Nous imaginons la vallée en hiver, lorsque les bergers et leurs familles abandonnent les steppes et reviennent, avec leur Prius d'occasion, pour chauffer au charbon yourtes et maisons de fortune et faire face aux rudes gelées sur le plateau mongole...

Nous rencontrons Froit et sa femme, qui nous accueillent pendant près d'une semaine sur l'une des collines de la capitale.
Une discussion après l'autre, nous recoupons informations et impressions, et le tableau merveilleux du nomade mongole libre et autonome tombe en lambeaux.
Comme tant d'autres sur cette terre, les paysans mongoles traînent avec eux un endettement insolvable en une génération. Victimes d'un système de surconsommation au delà des frontières, et d'une gestion concurrentielle des ressources naturelles lorsqu'elle existe. A côté d'eux, l'éternel refrain des entreprises soutenues par l'État qui augmentent la taille des parcelles et irriguent à large échelle, alors que des camions innondent les épiceries de produits chinois bon marché.
Pour faciliter le tout, les sécheresses répétées en Mongolie ne font qu'accélérer la désertification des steppes. En l'absence d'une gestion forestière d'État, les troupeaux gagnent les hauteurs pour glaner leur nourriture, et fragilisent les écosystèmes en proie aux incendies...

Le 22 juillet 2017

Nous quittons Ulan Baator pour rejoindre le désert de Gobi.

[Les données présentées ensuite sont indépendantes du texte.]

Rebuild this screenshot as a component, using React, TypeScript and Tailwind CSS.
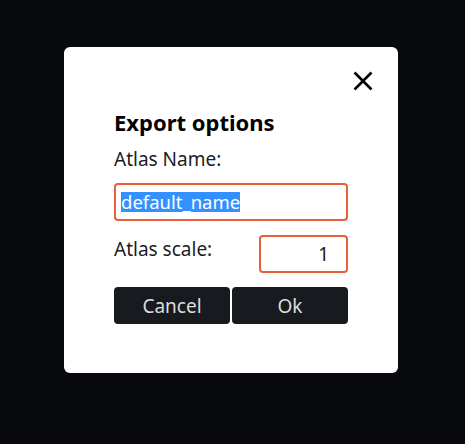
import React from 'react';

export default function App() {
  return (
    <div className="w-[465px] h-[444px] bg-[#080a0e] pt-[47px] pl-[64px]" style={{ fontFamily: '"Noto Sans", "Open Sans", sans-serif' }}>
      <div className="w-[334px] h-[326px] bg-white rounded-[6px] flex flex-col px-[50px]">
        {/* Close */}
        <div className="flex justify-end pt-[24px] mr-[-25px]">
          <svg width="20" height="20" viewBox="0 0 20 20" className="block">
            <path d="M1.5 1.5 L18.5 18.5 M18.5 1.5 L1.5 18.5" stroke="#000" strokeWidth="2.6" strokeLinecap="butt" />
          </svg>
        </div>

        <h1 className="mt-[17px] text-[22px] leading-[28px] font-bold text-black">Export options</h1>
        <div className="mt-[11px] text-[19px] leading-[24px] text-[#1c1c1c]">Atlas Name:</div>

        <div className="mt-[12px] h-[38px] border-2 border-[#e8603a] rounded-[4px] flex items-center px-[5px]">
          <span className="inline-block bg-[#3390ff] text-white text-[18.5px] leading-[20px] h-[20px]">default_name</span>
        </div>

        <div className="mt-[14px] flex items-start justify-between">
          <span className="mt-[2px] text-[19px] leading-[24px] text-[#1c1c1c]">Atlas scale:</span>
          <div className="w-[89px] h-[38px] border-2 border-[#e8603a] rounded-[4px] flex items-center justify-end pr-[17px] text-[19px] leading-[24px] text-[#1c1c1c]">
            1
          </div>
        </div>

        <div className="mt-[14px] flex gap-[2px]">
          <button className="w-[116px] h-[37px] bg-[#171b1f] text-[#dcdcdc] rounded-[4px] text-[19px] leading-[24px]">Cancel</button>
          <button className="w-[116px] h-[37px] bg-[#171b1f] text-[#dcdcdc] rounded-[4px] text-[19px] leading-[24px]">Ok</button>
        </div>
      </div>
    </div>
  );
}
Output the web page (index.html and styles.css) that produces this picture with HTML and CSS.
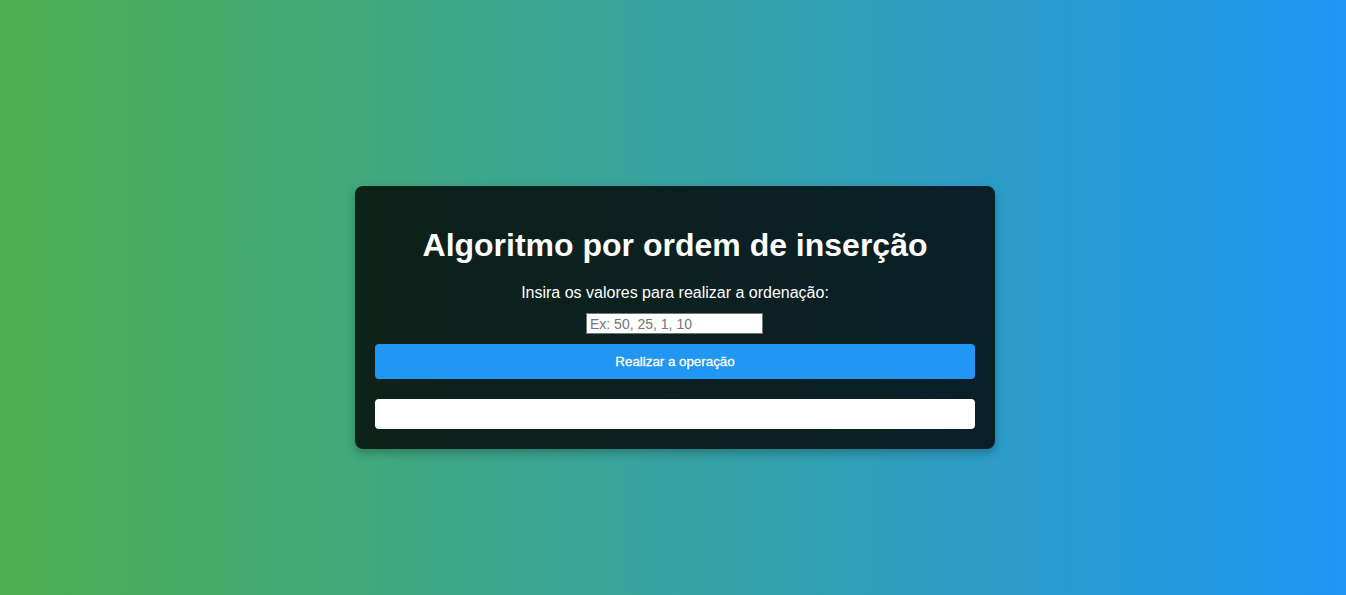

Un monstre noir s'empare de la vallée. Des grêlons frappent le sol en cascade et congèlent les steppes d'été. Le ton est donné.
Les dernières arbres disparaissent et d'infinis horizons s'ouvrent à nouveau devant nous. Une vue qui n'en finit plus, d'où nous voyons émerger, éclater et se dissiper de multiples orages tout au long de la journée. Grêle, pluie, vent, sable, chaleur. Lecture du ciel.
Yourtes et troupeaux se font plus rares, et il devient difficile de penser à autre chose qu'à l'accès à l'eau et à la météo.
Premiers chameaux et premières carcasses séchées. Steppes vertes aux pétales blanches, steppes rouges d'une poudre d'ocre, steppes dorées par un soleil entêté. Chapeaux noirs des collines volcaniques et rochers dispersés comme des champs de météorites. Les oreilles sifflent un silence assourdissant sous l'étendue étoilée. La beauté du vide, la grandeur du rien...

Nous allons chercher les quelques villages en bord de route. Immenses mines à ciel ouvert, où les sous-sols sont pollués. Des habitants pris au piège d'une pollution industrielle qui n'en finit plus.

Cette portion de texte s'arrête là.